* begin Information provided *

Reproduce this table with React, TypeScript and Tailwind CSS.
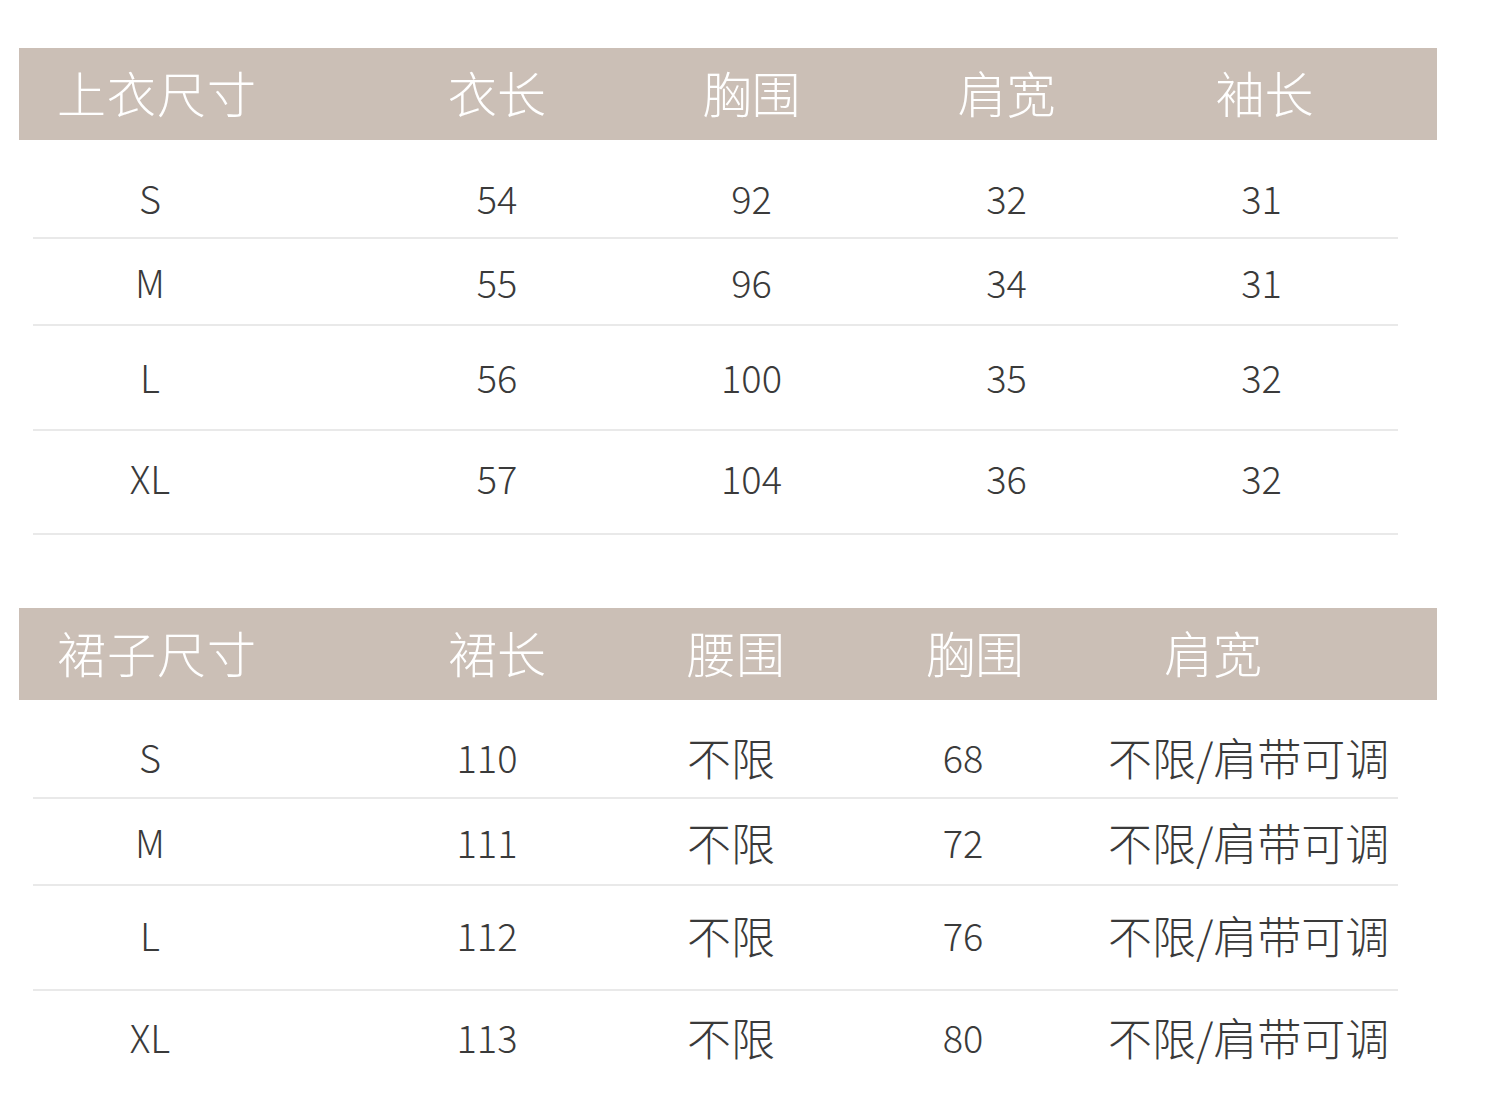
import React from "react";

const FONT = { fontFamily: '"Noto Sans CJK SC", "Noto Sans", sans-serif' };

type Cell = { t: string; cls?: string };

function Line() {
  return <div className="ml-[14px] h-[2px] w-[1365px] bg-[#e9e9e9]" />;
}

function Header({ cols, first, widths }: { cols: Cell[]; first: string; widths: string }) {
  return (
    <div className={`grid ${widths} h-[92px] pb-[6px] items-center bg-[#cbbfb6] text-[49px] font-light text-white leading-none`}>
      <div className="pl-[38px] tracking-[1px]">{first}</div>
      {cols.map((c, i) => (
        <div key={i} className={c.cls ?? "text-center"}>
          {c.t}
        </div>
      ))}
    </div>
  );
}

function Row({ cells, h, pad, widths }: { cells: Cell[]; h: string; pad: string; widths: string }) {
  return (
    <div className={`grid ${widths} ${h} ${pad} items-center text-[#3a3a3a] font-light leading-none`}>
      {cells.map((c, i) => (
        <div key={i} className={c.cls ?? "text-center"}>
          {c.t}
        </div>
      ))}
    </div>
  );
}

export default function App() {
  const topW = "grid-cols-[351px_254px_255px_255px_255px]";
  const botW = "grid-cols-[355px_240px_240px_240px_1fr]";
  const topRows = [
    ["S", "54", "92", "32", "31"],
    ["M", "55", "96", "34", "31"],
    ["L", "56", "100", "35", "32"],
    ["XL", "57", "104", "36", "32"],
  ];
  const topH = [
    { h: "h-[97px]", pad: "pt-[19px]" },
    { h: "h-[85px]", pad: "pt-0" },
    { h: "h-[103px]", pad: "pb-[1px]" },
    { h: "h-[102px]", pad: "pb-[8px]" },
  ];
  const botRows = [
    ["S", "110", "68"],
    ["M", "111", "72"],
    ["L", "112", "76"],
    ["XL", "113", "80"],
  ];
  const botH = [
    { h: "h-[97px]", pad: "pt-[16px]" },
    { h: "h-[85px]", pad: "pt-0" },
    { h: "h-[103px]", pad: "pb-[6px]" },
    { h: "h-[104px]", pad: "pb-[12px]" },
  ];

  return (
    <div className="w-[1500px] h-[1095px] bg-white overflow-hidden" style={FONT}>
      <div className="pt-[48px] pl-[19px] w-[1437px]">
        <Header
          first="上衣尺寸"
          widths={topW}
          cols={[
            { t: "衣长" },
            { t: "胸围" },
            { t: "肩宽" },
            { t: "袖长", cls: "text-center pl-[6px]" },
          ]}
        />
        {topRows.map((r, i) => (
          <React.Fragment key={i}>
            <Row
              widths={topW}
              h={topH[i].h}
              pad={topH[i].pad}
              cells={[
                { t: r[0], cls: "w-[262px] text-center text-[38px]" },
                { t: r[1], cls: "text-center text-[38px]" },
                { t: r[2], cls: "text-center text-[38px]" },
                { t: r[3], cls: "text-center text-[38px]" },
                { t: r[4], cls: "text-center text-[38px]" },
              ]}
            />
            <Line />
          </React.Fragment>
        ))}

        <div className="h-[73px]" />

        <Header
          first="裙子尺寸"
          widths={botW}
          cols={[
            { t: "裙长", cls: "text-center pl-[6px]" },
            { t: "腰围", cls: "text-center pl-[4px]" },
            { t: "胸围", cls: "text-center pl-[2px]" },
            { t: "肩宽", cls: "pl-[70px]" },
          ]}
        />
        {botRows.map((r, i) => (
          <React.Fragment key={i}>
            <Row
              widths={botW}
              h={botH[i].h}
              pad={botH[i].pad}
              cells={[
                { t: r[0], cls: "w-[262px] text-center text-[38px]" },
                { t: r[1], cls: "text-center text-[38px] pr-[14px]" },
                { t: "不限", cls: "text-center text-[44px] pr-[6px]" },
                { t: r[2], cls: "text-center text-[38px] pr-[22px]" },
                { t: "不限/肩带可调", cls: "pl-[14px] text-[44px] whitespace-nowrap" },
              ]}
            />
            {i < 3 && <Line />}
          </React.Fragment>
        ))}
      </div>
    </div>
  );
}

* end Information provided *

Direction
From the material above, copy everything exactly but the pictures.

Solution to the problem
Reproduce this table with React, TypeScript and Tailwind CSS.
import React from "react";

const FONT = { fontFamily: '"Noto Sans CJK SC", "Noto Sans", sans-serif' };

type Cell = { t: string; cls?: string };

function Line() {
  return <div className="ml-[14px] h-[2px] w-[1365px] bg-[#e9e9e9]" />;
}

function Header({ cols, first, widths }: { cols: Cell[]; first: string; widths: string }) {
  return (
    <div className={`grid ${widths} h-[92px] pb-[6px] items-center bg-[#cbbfb6] text-[49px] font-light text-white leading-none`}>
      <div className="pl-[38px] tracking-[1px]">{first}</div>
      {cols.map((c, i) => (
        <div key={i} className={c.cls ?? "text-center"}>
          {c.t}
        </div>
      ))}
    </div>
  );
}

function Row({ cells, h, pad, widths }: { cells: Cell[]; h: string; pad: string; widths: string }) {
  return (
    <div className={`grid ${widths} ${h} ${pad} items-center text-[#3a3a3a] font-light leading-none`}>
      {cells.map((c, i) => (
        <div key={i} className={c.cls ?? "text-center"}>
          {c.t}
        </div>
      ))}
    </div>
  );
}

export default function App() {
  const topW = "grid-cols-[351px_254px_255px_255px_255px]";
  const botW = "grid-cols-[355px_240px_240px_240px_1fr]";
  const topRows = [
    ["S", "54", "92", "32", "31"],
    ["M", "55", "96", "34", "31"],
    ["L", "56", "100", "35", "32"],
    ["XL", "57", "104", "36", "32"],
  ];
  const topH = [
    { h: "h-[97px]", pad: "pt-[19px]" },
    { h: "h-[85px]", pad: "pt-0" },
    { h: "h-[103px]", pad: "pb-[1px]" },
    { h: "h-[102px]", pad: "pb-[8px]" },
  ];
  const botRows = [
    ["S", "110", "68"],
    ["M", "111", "72"],
    ["L", "112", "76"],
    ["XL", "113", "80"],
  ];
  const botH = [
    { h: "h-[97px]", pad: "pt-[16px]" },
    { h: "h-[85px]", pad: "pt-0" },
    { h: "h-[103px]", pad: "pb-[6px]" },
    { h: "h-[104px]", pad: "pb-[12px]" },
  ];

  return (
    <div className="w-[1500px] h-[1095px] bg-white overflow-hidden" style={FONT}>
      <div className="pt-[48px] pl-[19px] w-[1437px]">
        <Header
          first="上衣尺寸"
          widths={topW}
          cols={[
            { t: "衣长" },
            { t: "胸围" },
            { t: "肩宽" },
            { t: "袖长", cls: "text-center pl-[6px]" },
          ]}
        />
        {topRows.map((r, i) => (
          <React.Fragment key={i}>
            <Row
              widths={topW}
              h={topH[i].h}
              pad={topH[i].pad}
              cells={[
                { t: r[0], cls: "w-[262px] text-center text-[38px]" },
                { t: r[1], cls: "text-center text-[38px]" },
                { t: r[2], cls: "text-center text-[38px]" },
                { t: r[3], cls: "text-center text-[38px]" },
                { t: r[4], cls: "text-center text-[38px]" },
              ]}
            />
            <Line />
          </React.Fragment>
        ))}

        <div className="h-[73px]" />

        <Header
          first="裙子尺寸"
          widths={botW}
          cols={[
            { t: "裙长", cls: "text-center pl-[6px]" },
            { t: "腰围", cls: "text-center pl-[4px]" },
            { t: "胸围", cls: "text-center pl-[2px]" },
            { t: "肩宽", cls: "pl-[70px]" },
          ]}
        />
        {botRows.map((r, i) => (
          <React.Fragment key={i}>
            <Row
              widths={botW}
              h={botH[i].h}
              pad={botH[i].pad}
              cells={[
                { t: r[0], cls: "w-[262px] text-center text-[38px]" },
                { t: r[1], cls: "text-center text-[38px] pr-[14px]" },
                { t: "不限", cls: "text-center text-[44px] pr-[6px]" },
                { t: r[2], cls: "text-center text-[38px] pr-[22px]" },
                { t: "不限/肩带可调", cls: "pl-[14px] text-[44px] whitespace-nowrap" },
              ]}
            />
            {i < 3 && <Line />}
          </React.Fragment>
        ))}
      </div>
    </div>
  );
}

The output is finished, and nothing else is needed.